When we played Gamma World on Sunday, our GM - andi - ran Gamma World with a very light set of rules.
When I run our DF game, I run it fairly light for my game group, but it's still a heavy set of rules compared to how Gamma World played.
In my previous fantasy game, we used many more rules than now, mostly from GURPS Martial Arts and all the advanced options from Basic Set.
At the core, though, it was all the same game. All that really changed was, how many modifiers and special cases do we have matter (modifiers) or apply (special cases)?
You can set those as: Few, many, most.
Still, it was GURPS. 3d6, roll low to do things, roll high for effect.
GURPS did all of them quite well.
Our GM, andi, remarked on the rules during an email discussion:
"I was reminded again that GURPS has the versatility to allow a fast-paced science-fantasy action-adventure to be run smoothly and effortlessly, combining an old-school feel without the goofy abstractions of AD&D or the original GAMMA WORLD. Not that it's any surprise to anyone here, but GURPS is just about perfect."
One thing that one of the Mikes, who ran "Barbie," noted was that it felt like at any time, we could dial up the rules focus if we needed to, then dial it right back down to light-and-fast with no issues.
"Even with the bullets flying fast and furious, the GURPS rules set we had in place never got in the way or felt at all inadequate for our needs. But at the same time, it wouldn't have been any effort at all to turn up the detail if and when circumstances needed it."
I have to agree - when it mattered, like in the brawl vs. the Hoop, we dialed up the combat rules just a little more. When it wasn't so critical (like, acing surprised Badders in their den), we just rolled and killed and moved on. You can dial up, and then dial back down, the complexity as the needs and mood of the game session and players go. You aren't constrained by the rules, but rather the rules detail level is a useful slave to the flow of the game session.

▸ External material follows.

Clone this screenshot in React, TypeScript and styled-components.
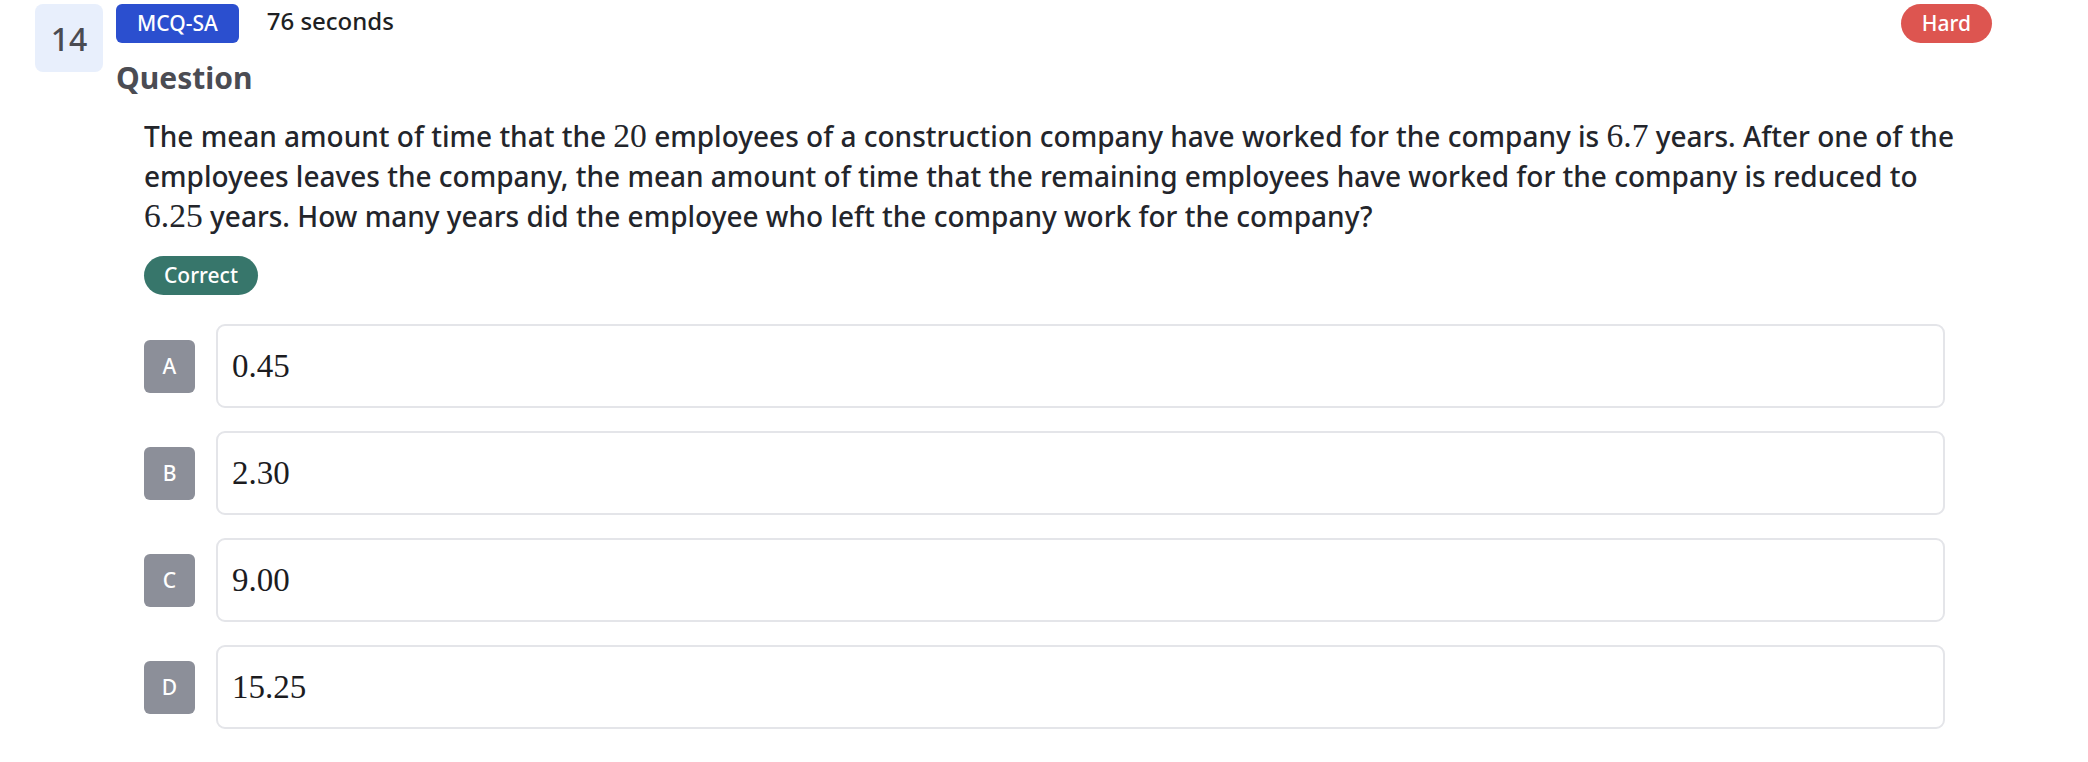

I'd be curious to see what andi's rule set looked like. He had a copy of the free rulebook GURPS Lite, he used Action 2, and that was that as far as I know.
It really was perfect for post-apocalypse play. The rules basically faded to the background, and never got in the way of play, caused player actions that clashed with what you'd actually expect, or otherwise dominated play in any way.
In other words, if you read our Gamma World summaries, it's not really clear what the rule set is except in the rare moments where I bust out a GURPS rule explanation. If I'd said it was 1st/2nd edition Gamma World, it might have seemed odd that guys went down in single shots, but otherwise, can you tell the system without me telling you the system? Probably not especially.
There were some factors that caused this:
The GM used a very light set of rules. Much was abstracted - for example, all of our similar 7.62mm guns did about the same damage. Range bands meant that individual yardage wasn't important. Fatigue wasn't tracked except in broad strokes ("You're tired.") Things like that.
GM and Player familiarity with the rules. This was a minor factor, though - it was rare any rules questions came up, and the fact that the table had all players who knew GURPS well meant that almost nothing needing looking up (We looked up something once in two sessions - grenade and knife throwing distances.) There is a perk to running combat with someone who co-wrote most of the optional GURPS combat details. Even so, I'll cheerfully ignore all of them without hesitation, or tell the GM how they work right then and there. Whichever makes the game go more smoothly. The same players I have who'll watch like a hawk to minor rules effects will also cheerfully ignore all of it the second the GM says "We're not using that rule this game."
The inherent lightness of the GURPS mechanic. Roll low for success, high for effect, always 3d - it's a very simple game to actually play, reputation for gearheady/math-heaviness or no. It's fast, it's light, and it moves quickly if you let it. Bolt on all of the options, and yes, it slows down, but so does any game I've played when you bolt on all of the options. With few options on, 3d6 roll-under against scores largely on the sheet in front of you is fast and easy.
It was a good balance of GM skill, player buy-in, and a flexible and effective system that gives believable results.
Some of the stripped down nature of the game resulted in humor - when the player of Caveman asked if he could roll Tactics to evaluate a firing position, andi noted we didn't have Tactics because he wasn't going to require rolls against it. Caveman's player quipped, "We don't even have Soldier skill."
Queue the flurry of "Oh, we're Special operators. No wonder one of us is Short Bus!" jokes.
But honestly, as the GM said, he wasn't going to make anyone roll against it, and preferred some basic assumptions of tactical/soldierly competency and player skill (although he didn't say that in so many words.)( So it wasn't necessary. No point in focusing on something you weren't going to make important.
But as much as you could dial up the options for a game, and enforce hundreds of little rules, you can just as easily run GURPS with very little besides the basic mechanic and still have it basically be the same game. It's still compatible, it's still fast, and it's flexible to a degree I think people who haven't played it just don't realize.
I know it's not the experience everyone has, though, and I'll try to get more GURPS 101 and basic explanations of how to do things in GURPS up to show everyone just how simple it is.
I'm just glad it's a system I discovered early and which I get to play even when I'm playing and not GMing.